Data shown.
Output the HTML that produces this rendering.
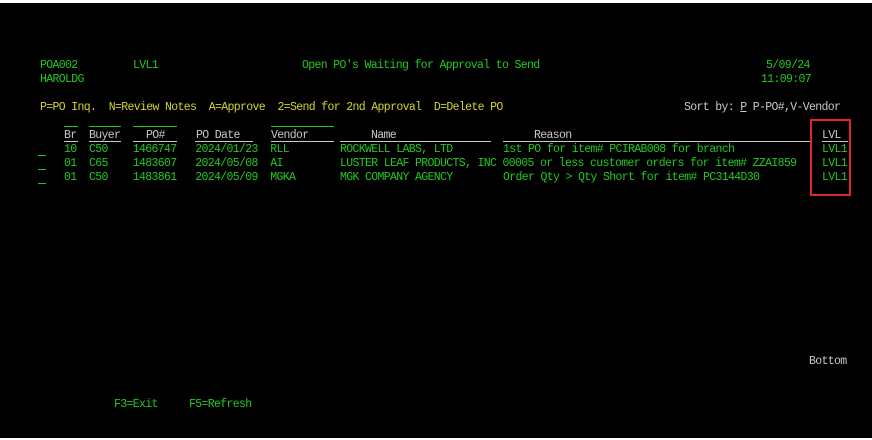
<!DOCTYPE html>
<html><head><style>
html,body{margin:0;padding:0;background:#fff;width:872px;height:440px;overflow:hidden}
#s{position:absolute;left:0;top:3px;width:872px;height:435px;background:#000}
.t{position:absolute;font-family:"Liberation Mono",monospace;font-size:11.5px;letter-spacing:-0.65px;line-height:12px;white-space:pre;color:#22c822}
.y{color:#d4d42c}.w{color:#c8c8c8}
.u{text-decoration:underline}
.l{position:absolute;height:1px}
</style></head><body>
<div id="s"></div>
<div class="t" style="left:40px;top:60px">POA002</div>
<div class="t" style="left:133px;top:60px">LVL1</div>
<div class="t" style="left:302px;top:60px">Open PO's Waiting for Approval to Send</div>
<div class="t" style="left:766px;top:60px">5/09/24</div>
<div class="t" style="left:40px;top:74px">HAROLDG</div>
<div class="t" style="left:761px;top:74px">11:09:07</div>
<div class="t y" style="left:40px;top:102px">P=PO Inq.  N=Review Notes  A=Approve  2=Send for 2nd Approval  D=Delete PO</div>
<div class="t w" style="left:684px;top:102px">Sort by: <span class="u">P</span> P-PO#,V-Vendor</div>

<div class="l" style="left:64px;width:14px;top:126px;background:#22c822"></div>
<div class="l" style="left:89px;width:32px;top:126px;background:#22c822"></div>
<div class="l" style="left:133px;width:44px;top:126px;background:#22c822"></div>
<div class="l" style="left:271px;width:63px;top:126px;background:#22c822"></div>

<div class="t w" style="left:64px;top:130px">Br</div>
<div class="t w" style="left:89px;top:130px">Buyer</div>
<div class="t w" style="left:146px;top:130px">PO#</div>
<div class="t w" style="left:196px;top:130px">PO Date</div>
<div class="t w" style="left:271px;top:130px">Vendor</div>
<div class="t w" style="left:371px;top:130px">Name</div>
<div class="t w" style="left:534px;top:130px">Reason</div>
<div class="t w" style="left:822px;top:130px">LVL</div>
<div class="l" style="left:64px;width:14px;top:141px;background:#c8c8c8"></div>
<div class="l" style="left:89px;width:32px;top:141px;background:#c8c8c8"></div>
<div class="l" style="left:133px;width:44px;top:141px;background:#c8c8c8"></div>
<div class="l" style="left:195px;width:58px;top:141px;background:#c8c8c8"></div>
<div class="l" style="left:271px;width:63px;top:141px;background:#c8c8c8"></div>
<div class="l" style="left:340px;width:151px;top:141px;background:#c8c8c8"></div>
<div class="l" style="left:503px;width:309px;top:141px;background:#c8c8c8"></div>
<div class="l" style="left:822px;width:26px;top:141px;background:#c8c8c8"></div>

<div class="l" style="left:38px;width:8px;top:155px;background:#22c822"></div>
<div class="l" style="left:38px;width:8px;top:169px;background:#22c822"></div>
<div class="l" style="left:38px;width:8px;top:183px;background:#22c822"></div>

<div class="t" style="left:64px;top:144px">10  C50    1466747   2024/01/23  RLL</div>
<div class="t" style="left:340px;top:144px">ROCKWELL LABS, LTD</div>
<div class="t" style="left:503px;top:144px">1st PO for item# PCIRAB008 for branch</div>
<div class="t" style="left:822px;top:144px">LVL1</div>
<div class="t" style="left:64px;top:158px">01  C65    1483607   2024/05/08  AI</div>
<div class="t" style="left:340px;top:158px">LUSTER LEAF PRODUCTS, INC 00005 or less customer orders for item# ZZAI859</div>
<div class="t" style="left:822px;top:158px">LVL1</div>
<div class="t" style="left:64px;top:172px">01  C50    1483861   2024/05/09  MGKA</div>
<div class="t" style="left:340px;top:172px">MGK COMPANY AGENCY</div>
<div class="t" style="left:503px;top:172px">Order Qty &gt; Qty Short for item# PC3144D30</div>
<div class="t" style="left:822px;top:172px">LVL1</div>

<div style="position:absolute;left:810px;top:119px;width:37px;height:73px;border:2px solid #e0262b"></div>

<div class="t w" style="left:809px;top:356px">Bottom</div>
<div class="t" style="left:114px;top:399px">F3=Exit</div>
<div class="t" style="left:189px;top:399px">F5=Refresh</div>
</body></html>
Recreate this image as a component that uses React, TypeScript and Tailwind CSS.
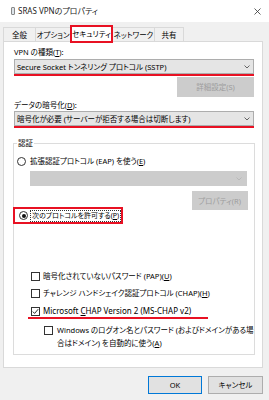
import React from 'react';

const font = "font-['Noto_Sans','Noto_Sans_CJK_JP',sans-serif] [font-feature-settings:'palt']";

function Chevron({ color = '#555' }: { color?: string }) {
  return (
    <svg width="6" height="4" viewBox="0 0 6 4" className="shrink-0">
      <polyline points="0.5,0.5 3,3 5.5,0.5" fill="none" stroke={color} strokeWidth="0.9" />
    </svg>
  );
}

function Radio({ checked = false }: { checked?: boolean }) {
  return (
    <span className="w-[9px] h-[9px] rounded-full border border-[#333] bg-white flex items-center justify-center shrink-0">
      {checked && <span className="w-[4px] h-[4px] rounded-full bg-[#111]" />}
    </span>
  );
}

function Check({ checked = false }: { checked?: boolean }) {
  return (
    <span className="w-[9px] h-[9px] border border-[#333] bg-white flex items-center justify-center shrink-0">
      {checked && (
        <svg width="7" height="7" viewBox="0 0 7 7">
          <polyline points="0.8,3.6 2.6,5.4 6.2,1.2" fill="none" stroke="#111" strokeWidth="0.9" />
        </svg>
      )}
    </span>
  );
}

const tabs = [
  { label: '全般', w: 'w-[32px]' },
  { label: 'オプション', w: 'w-[35px]' },
  { label: 'セキュリティ', w: 'w-[43px]', active: true },
  { label: 'ネットワーク', w: 'w-[41px]' },
  { label: '共有', w: 'w-[30px]' },
];

export default function App() {
  return (
    <div className={`w-[269px] h-[400px] bg-[#f0f0f0] flex flex-col text-[7.5px] leading-[12px] text-black overflow-hidden whitespace-nowrap ${font}`}>
      {/* title bar */}
      <div className="h-[22px] bg-white flex items-center shrink-0">
        <span className="ml-[11px] w-[4px] h-[8px] border border-[#888] bg-[#dde4ea] rounded-[1px]" />
        <span className="ml-[3px] text-[8px] text-[#222]">SRAS VPNのプロパティ</span>
        <svg width="7" height="7" viewBox="0 0 7 7" className="ml-auto mr-[8px]">
          <path d="M0.5 0.5 L6.5 6.5 M6.5 0.5 L0.5 6.5" stroke="#333" strokeWidth="0.8" />
        </svg>
      </div>

      {/* tabs */}
      <div className="h-[19px] flex items-end pl-[3px] shrink-0">
        {tabs.map((t, i) =>
          t.active ? (
            <div
              key={t.label}
              className={`${t.w} h-[18px] -mb-[2px] relative z-10 bg-white border-2 border-[#e81123] flex items-center justify-center`}
            >
              {t.label}
            </div>
          ) : (
            <div
              key={t.label}
              className={`${t.w} h-[14px] border-t border-[#d9d9d9] ${i === 3 ? '' : 'border-l'} ${i === tabs.length - 1 ? 'border-r' : ''} flex items-center justify-center`}
            >
              {t.label}
            </div>
          )
        )}
      </div>

      {/* panel */}
      <div className="ml-[3px] w-[260px] h-[327px] bg-white border border-[#d9d9d9] flex flex-col pl-[10px] pr-[8px] pt-[4px] shrink-0">
        <div className="h-[12px]">VPN の種類(<span className="underline">T</span>):</div>
        <div className="mt-[1px] h-[15px] bg-[#e5e5e5] border border-[#adadad] flex items-center pl-[2px] pr-[3px]">
          <span className="flex-1">Secure Socket トンネリング プロトコル (SSTP)</span>
          <Chevron />
        </div>
        <div className="h-[2px] bg-[#e81123]" />
        <div className="mt-[1px] self-end w-[77px] h-[20px] bg-[#cccccc] border border-[#cccccc] text-[#9d9d9d] flex items-center justify-center">
          詳細設定(S)
        </div>
        <div className="mt-[2px] h-[12px]">データの暗号化(<span className="underline">D</span>):</div>
        <div className="h-[15px] bg-[#e5e5e5] border border-[#adadad] flex items-center pl-[2px] pr-[3px]">
          <span className="flex-1">暗号化が必要 (サーバーが拒否する場合は切断します)</span>
          <Chevron />
        </div>
        <div className="h-[2px] bg-[#e81123]" />

        {/* 認証 group */}
        <fieldset className="mt-[9px] -ml-[1px] w-[241px] h-[218px] border border-[#dcdcdc] flex flex-col">
          <legend className="ml-[3px] px-[1px] leading-[12px]">認証</legend>
          <div className="mt-[6px] h-[12px] flex items-center gap-[4px] pl-[3px]">
            <Radio />
            <span>拡張認証プロトコル (EAP) を使う(<span className="underline">E</span>)</span>
          </div>
          <div className="mt-[4px] ml-[16px] w-[217px] h-[15px] bg-[#cccccc] border border-[#cccccc] flex items-center justify-end pr-[4px]">
            <Chevron color="#b5b5b5" />
          </div>
          <div className="mt-[5px] self-end mr-[6px] w-[56px] h-[19px] bg-[#cccccc] border border-[#cccccc] text-[#9d9d9d] flex items-center justify-center">
            プロパティ(R)
          </div>
          <div className="-mt-[3px] -ml-[1px] w-[110px] h-[17px] border-2 border-[#e81123] flex items-center gap-[2px] pl-[4px]">
            <Radio checked />
            <span className="border border-dotted border-[#333] px-[1px] leading-[10px] text-[7px]">次のプロトコルを許可する(<span className="underline">P</span>)</span>
          </div>

          <div className="mt-[46px] h-[12px] flex items-center gap-[3px] pl-[17px]">
            <Check />
            <span>暗号化されていないパスワード (PAP)(<span className="underline">U</span>)</span>
          </div>
          <div className="mt-[5px] h-[12px] flex items-center gap-[3px] pl-[17px]">
            <Check />
            <span>チャレンジ ハンドシェイク認証プロトコル (CHAP)(<span className="underline">H</span>)</span>
          </div>
          <div className="mt-[6px] ml-[14px] w-[180px] h-[14px] border-b-2 border-[#e81123] flex items-center gap-[3px] pl-[3px] text-[8px]">
            <Check checked />
            <span>Microsoft <span className="underline">C</span>HAP Version 2 (MS-CHAP v2)</span>
          </div>
          <div className="mt-[5px] flex items-start gap-[4px] pl-[30px] leading-[13px]">
            <span className="mt-[2px]"><Check /></span>
            <span>
              Windows のログオン名とパスワード (およびドメインがある場
              <br />
              合はドメイン) を自動的に使う(<span className="underline">A</span>)
            </span>
          </div>
        </fieldset>
      </div>

      {/* bottom buttons */}
      <div className="mt-[8px] flex justify-end gap-[6px] pr-[6px]">
        <div className="w-[54px] h-[18px] bg-[#e1e1e1] border border-[#0078d7] flex items-center justify-center">OK</div>
        <div className="w-[55px] h-[18px] bg-[#e1e1e1] border border-[#adadad] flex items-center justify-center">キャンセル</div>
      </div>
    </div>
  );
}
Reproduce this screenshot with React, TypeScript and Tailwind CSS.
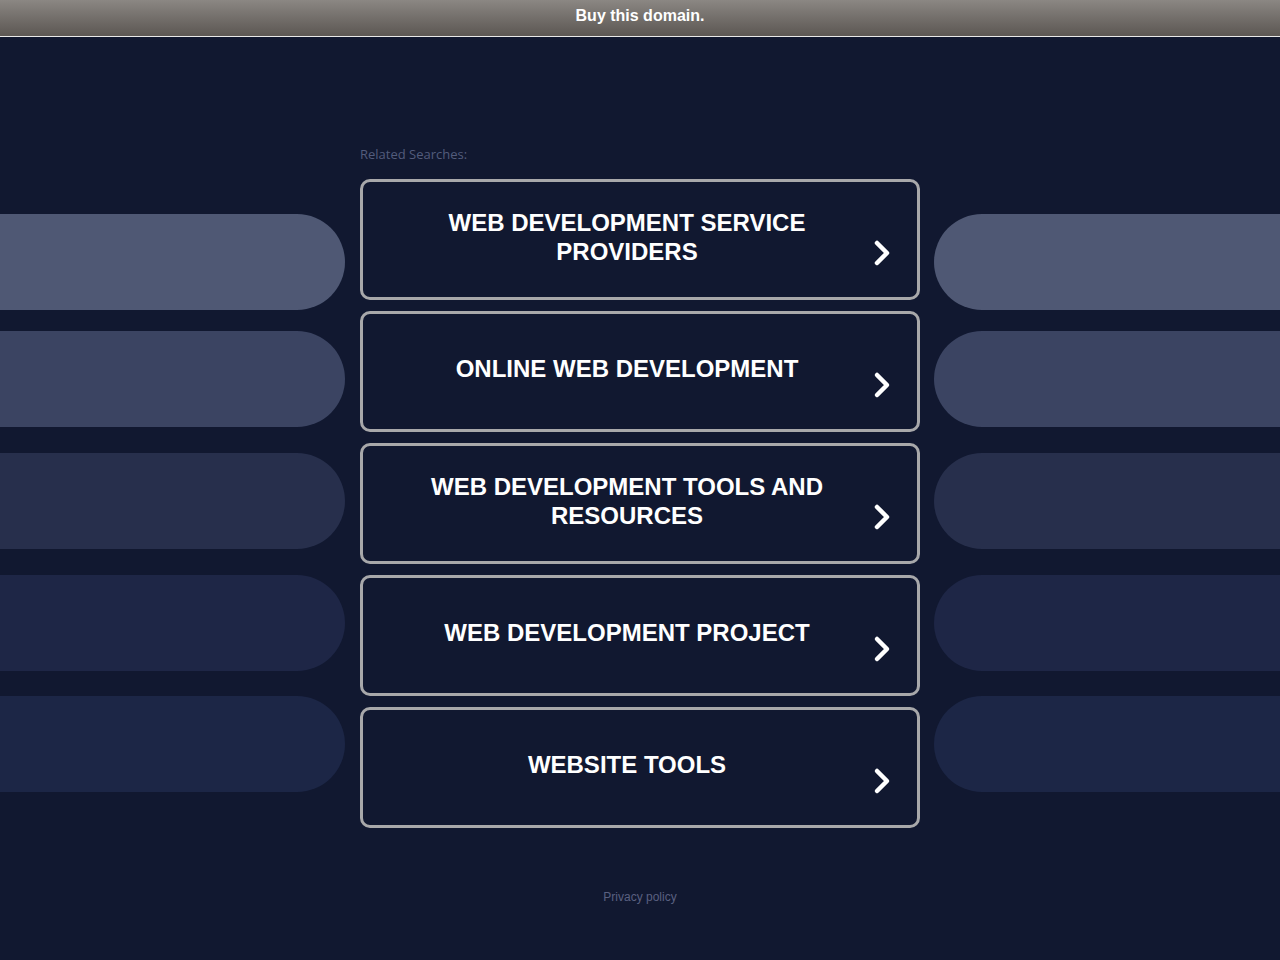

To do. In the records above, how many lines contain the string "Tailwind"? State that number only.

The output. 2